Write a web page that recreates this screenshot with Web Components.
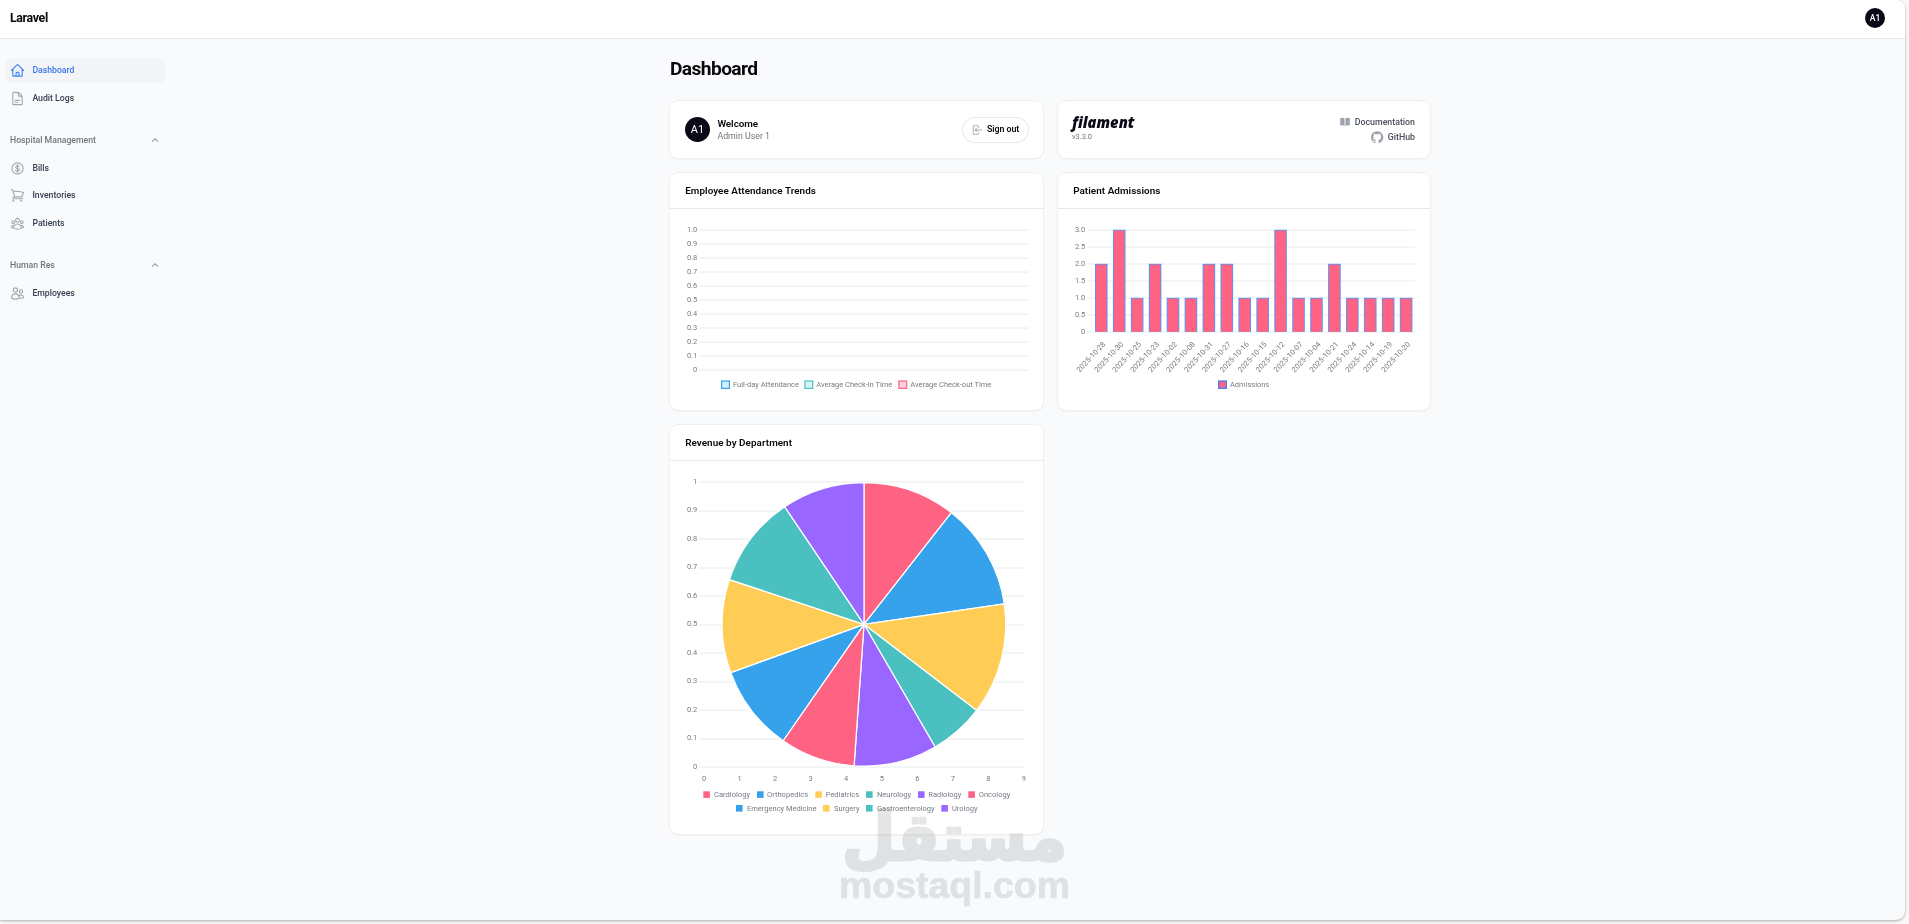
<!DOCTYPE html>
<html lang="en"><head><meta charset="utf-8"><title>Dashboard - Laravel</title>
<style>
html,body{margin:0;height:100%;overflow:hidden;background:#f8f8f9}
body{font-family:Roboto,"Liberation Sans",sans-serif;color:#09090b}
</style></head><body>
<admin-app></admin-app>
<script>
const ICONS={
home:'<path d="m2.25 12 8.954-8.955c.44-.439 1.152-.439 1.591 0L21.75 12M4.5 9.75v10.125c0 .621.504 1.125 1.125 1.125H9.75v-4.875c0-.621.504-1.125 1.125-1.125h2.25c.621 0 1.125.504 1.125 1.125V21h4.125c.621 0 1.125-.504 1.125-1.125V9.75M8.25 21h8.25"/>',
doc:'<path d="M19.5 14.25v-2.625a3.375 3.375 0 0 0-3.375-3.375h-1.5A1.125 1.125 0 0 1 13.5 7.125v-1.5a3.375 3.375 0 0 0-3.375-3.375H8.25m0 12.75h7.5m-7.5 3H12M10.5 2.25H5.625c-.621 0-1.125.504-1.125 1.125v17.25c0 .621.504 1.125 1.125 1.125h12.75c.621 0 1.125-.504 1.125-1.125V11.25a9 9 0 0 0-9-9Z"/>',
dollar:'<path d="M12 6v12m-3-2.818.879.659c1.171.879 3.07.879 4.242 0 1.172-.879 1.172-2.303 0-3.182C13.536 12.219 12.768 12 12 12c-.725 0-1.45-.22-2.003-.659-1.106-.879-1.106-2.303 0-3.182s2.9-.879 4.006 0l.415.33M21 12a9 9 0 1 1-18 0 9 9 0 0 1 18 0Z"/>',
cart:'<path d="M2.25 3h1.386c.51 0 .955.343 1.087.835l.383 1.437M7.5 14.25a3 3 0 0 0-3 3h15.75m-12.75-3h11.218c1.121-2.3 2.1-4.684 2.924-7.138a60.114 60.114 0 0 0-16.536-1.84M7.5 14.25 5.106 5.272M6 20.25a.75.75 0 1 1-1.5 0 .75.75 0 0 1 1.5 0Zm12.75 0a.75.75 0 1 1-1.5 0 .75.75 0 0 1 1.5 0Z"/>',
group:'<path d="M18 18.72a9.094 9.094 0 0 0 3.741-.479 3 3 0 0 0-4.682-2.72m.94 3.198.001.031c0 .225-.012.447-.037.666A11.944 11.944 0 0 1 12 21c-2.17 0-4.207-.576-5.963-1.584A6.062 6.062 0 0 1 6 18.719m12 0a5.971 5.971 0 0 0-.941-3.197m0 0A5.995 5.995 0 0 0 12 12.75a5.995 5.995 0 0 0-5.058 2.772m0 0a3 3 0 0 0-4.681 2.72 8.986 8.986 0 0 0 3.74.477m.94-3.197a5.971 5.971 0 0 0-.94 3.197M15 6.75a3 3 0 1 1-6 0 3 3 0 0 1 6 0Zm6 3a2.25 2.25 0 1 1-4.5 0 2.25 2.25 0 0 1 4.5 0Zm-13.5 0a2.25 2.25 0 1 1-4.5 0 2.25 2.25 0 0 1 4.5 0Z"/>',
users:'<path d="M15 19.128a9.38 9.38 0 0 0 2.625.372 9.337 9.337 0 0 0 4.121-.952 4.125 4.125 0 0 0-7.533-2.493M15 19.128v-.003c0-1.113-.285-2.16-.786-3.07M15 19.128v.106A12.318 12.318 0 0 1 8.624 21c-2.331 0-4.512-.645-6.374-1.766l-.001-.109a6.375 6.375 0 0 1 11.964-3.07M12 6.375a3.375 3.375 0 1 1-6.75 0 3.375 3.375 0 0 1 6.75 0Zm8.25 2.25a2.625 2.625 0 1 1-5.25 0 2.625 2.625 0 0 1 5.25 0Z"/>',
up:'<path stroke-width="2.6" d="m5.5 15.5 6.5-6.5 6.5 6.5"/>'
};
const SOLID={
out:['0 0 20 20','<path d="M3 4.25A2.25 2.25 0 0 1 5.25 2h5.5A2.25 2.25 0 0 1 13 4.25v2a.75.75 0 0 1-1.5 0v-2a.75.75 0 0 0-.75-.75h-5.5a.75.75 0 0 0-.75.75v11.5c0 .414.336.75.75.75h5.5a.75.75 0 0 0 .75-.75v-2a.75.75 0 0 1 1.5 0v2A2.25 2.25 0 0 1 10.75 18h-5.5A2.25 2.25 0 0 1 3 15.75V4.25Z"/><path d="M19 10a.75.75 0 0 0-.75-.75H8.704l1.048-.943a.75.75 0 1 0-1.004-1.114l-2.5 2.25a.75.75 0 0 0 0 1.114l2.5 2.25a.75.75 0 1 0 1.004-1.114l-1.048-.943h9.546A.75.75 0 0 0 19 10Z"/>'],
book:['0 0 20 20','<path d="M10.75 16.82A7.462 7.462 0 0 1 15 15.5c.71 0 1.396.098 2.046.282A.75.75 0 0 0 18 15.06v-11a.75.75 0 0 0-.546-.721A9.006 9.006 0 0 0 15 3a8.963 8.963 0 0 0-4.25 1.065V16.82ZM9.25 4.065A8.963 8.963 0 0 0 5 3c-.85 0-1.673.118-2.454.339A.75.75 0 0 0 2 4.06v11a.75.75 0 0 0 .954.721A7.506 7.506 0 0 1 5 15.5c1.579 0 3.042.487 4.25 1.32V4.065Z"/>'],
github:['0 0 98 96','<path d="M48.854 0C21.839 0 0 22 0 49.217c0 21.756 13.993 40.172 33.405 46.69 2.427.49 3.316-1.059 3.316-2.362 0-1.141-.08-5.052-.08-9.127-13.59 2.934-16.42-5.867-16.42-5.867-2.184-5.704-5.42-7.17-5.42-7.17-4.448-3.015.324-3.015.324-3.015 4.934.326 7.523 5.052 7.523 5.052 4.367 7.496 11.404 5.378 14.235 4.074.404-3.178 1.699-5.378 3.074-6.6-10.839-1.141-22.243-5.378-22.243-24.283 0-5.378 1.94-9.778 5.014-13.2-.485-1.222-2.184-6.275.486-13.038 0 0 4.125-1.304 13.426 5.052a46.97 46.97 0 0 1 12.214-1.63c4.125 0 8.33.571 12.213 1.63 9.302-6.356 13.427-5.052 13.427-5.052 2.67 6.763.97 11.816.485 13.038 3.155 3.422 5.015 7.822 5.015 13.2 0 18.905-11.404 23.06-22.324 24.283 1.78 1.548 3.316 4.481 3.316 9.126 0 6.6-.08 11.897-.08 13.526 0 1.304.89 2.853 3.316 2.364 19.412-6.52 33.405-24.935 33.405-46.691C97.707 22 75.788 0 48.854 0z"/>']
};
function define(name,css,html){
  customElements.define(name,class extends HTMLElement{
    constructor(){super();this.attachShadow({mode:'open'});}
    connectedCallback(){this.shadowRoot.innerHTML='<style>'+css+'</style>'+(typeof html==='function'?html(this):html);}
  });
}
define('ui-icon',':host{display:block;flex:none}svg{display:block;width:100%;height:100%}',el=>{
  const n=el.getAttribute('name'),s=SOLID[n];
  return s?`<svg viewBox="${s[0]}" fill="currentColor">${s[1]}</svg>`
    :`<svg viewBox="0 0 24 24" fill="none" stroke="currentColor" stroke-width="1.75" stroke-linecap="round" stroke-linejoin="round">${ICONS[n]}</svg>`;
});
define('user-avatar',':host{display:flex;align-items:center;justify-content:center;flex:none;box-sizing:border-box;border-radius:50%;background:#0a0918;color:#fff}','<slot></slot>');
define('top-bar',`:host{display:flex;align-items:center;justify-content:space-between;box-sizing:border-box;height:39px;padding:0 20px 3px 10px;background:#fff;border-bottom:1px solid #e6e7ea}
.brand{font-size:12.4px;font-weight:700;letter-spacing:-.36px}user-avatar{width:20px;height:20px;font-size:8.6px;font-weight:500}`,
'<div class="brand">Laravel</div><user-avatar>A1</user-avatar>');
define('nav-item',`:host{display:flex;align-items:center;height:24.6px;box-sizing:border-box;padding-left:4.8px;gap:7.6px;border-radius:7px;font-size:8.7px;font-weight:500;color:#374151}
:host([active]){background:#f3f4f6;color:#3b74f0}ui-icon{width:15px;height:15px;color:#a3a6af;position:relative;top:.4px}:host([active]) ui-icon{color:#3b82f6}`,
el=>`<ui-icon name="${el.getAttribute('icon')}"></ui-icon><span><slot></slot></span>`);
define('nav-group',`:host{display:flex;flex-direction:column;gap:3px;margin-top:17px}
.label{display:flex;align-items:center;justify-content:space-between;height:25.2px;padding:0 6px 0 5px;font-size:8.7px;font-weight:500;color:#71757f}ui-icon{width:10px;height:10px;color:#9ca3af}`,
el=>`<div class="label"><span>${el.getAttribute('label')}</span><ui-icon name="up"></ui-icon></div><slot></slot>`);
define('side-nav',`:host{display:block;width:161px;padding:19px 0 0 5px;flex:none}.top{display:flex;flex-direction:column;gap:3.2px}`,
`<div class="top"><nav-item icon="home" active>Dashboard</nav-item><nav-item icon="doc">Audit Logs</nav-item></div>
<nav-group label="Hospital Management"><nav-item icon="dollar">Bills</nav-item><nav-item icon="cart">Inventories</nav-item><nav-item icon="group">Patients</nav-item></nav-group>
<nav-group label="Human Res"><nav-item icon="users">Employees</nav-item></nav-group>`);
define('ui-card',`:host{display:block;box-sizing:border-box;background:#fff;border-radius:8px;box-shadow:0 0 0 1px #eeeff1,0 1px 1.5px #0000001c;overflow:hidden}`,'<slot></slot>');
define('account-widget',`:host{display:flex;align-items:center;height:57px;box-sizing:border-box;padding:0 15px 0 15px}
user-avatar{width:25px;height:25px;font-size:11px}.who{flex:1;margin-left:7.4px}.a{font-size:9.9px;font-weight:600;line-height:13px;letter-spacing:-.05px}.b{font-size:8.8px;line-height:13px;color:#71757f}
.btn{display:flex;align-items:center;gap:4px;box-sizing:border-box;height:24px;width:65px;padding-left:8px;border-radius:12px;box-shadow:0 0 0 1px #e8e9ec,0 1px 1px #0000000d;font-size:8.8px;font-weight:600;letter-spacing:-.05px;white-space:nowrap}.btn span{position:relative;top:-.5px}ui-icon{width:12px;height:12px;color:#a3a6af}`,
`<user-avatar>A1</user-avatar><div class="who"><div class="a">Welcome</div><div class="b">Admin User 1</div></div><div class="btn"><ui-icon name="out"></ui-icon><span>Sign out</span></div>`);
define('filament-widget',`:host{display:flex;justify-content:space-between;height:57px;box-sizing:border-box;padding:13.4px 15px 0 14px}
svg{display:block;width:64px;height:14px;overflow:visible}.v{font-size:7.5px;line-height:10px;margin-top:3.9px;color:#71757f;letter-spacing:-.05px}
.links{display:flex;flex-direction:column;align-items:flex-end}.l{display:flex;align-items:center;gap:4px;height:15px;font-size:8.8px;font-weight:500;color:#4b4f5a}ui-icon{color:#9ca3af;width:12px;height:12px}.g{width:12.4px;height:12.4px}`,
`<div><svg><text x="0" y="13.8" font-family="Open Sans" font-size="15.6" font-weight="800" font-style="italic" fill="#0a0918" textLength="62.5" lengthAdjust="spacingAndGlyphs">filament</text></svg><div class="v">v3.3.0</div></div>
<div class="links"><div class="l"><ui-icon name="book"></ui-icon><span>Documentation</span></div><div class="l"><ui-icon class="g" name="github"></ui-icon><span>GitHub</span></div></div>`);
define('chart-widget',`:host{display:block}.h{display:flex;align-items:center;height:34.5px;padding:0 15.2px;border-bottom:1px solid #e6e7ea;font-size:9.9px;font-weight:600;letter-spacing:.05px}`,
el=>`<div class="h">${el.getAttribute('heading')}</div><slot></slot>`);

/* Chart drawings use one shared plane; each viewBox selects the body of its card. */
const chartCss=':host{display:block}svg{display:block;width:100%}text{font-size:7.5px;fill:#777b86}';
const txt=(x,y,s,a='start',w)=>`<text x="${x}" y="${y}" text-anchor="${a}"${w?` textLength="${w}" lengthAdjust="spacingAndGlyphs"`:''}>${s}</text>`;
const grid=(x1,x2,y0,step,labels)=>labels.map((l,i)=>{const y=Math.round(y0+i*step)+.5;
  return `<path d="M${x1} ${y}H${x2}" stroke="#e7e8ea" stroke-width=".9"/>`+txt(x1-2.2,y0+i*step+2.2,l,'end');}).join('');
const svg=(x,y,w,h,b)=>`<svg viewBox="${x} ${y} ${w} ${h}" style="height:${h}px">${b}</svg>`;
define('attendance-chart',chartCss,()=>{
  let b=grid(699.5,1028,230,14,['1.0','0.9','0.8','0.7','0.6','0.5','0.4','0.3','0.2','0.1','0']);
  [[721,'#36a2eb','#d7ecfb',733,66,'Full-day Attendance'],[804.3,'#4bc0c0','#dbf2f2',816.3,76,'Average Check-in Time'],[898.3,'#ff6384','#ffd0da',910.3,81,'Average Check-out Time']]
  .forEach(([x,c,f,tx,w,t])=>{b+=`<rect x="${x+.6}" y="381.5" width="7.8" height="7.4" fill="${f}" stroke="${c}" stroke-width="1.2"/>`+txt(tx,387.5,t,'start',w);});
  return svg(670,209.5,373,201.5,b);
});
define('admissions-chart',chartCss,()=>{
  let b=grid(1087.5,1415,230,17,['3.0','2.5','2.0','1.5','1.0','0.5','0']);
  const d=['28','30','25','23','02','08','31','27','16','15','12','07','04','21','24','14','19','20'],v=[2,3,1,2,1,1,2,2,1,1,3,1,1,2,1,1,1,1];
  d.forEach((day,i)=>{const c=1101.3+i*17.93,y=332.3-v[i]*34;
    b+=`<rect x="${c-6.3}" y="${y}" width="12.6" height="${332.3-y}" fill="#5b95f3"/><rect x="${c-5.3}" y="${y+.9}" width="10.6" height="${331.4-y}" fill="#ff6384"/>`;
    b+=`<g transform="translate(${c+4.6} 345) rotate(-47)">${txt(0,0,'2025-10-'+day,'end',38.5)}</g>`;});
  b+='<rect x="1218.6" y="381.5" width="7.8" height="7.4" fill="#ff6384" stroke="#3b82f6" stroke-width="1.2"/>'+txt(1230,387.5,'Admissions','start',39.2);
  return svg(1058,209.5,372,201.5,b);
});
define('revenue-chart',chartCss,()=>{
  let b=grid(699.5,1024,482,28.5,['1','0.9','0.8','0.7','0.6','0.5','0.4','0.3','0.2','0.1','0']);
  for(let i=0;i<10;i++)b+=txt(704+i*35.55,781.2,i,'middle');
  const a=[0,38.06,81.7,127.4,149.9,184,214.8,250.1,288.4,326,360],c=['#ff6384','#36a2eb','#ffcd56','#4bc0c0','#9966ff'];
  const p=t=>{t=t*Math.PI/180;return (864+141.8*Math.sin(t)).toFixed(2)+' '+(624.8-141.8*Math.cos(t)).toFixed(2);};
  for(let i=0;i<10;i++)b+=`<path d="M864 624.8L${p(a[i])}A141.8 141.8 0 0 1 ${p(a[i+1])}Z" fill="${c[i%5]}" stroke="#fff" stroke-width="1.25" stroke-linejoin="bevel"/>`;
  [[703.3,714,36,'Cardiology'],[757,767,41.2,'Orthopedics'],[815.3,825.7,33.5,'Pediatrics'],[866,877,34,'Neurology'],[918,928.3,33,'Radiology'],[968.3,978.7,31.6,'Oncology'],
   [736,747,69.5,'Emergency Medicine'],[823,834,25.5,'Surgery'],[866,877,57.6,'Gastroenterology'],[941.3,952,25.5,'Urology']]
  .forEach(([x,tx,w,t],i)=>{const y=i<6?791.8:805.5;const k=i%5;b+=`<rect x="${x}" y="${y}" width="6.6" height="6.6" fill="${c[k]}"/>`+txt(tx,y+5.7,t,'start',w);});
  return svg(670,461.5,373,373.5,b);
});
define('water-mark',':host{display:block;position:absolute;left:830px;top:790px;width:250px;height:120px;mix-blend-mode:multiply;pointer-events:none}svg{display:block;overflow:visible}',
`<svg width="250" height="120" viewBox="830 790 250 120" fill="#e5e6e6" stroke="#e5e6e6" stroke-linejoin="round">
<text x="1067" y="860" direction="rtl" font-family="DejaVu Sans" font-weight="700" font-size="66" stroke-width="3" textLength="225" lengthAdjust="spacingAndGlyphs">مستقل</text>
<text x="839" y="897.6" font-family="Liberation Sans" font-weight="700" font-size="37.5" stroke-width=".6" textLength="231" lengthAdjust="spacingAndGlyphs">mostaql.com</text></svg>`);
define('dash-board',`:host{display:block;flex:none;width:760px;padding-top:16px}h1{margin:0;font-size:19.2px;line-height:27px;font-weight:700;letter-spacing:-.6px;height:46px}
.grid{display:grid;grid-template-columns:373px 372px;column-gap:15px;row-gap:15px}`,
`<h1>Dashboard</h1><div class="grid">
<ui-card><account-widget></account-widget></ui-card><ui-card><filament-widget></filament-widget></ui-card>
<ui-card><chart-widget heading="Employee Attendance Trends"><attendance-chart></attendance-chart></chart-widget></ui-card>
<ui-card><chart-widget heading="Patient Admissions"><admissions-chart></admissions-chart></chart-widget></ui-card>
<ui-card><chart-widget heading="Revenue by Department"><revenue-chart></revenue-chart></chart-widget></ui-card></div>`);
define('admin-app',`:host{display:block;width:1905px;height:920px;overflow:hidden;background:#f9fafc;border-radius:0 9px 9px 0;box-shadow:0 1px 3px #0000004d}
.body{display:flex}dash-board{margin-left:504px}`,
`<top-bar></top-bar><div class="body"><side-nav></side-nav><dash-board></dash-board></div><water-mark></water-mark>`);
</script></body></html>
# # # #
**THE REQUEST**
Provide the number of lines in the data above that contain the string "this", and nothing else.

**EXERCISE ANSWER**
3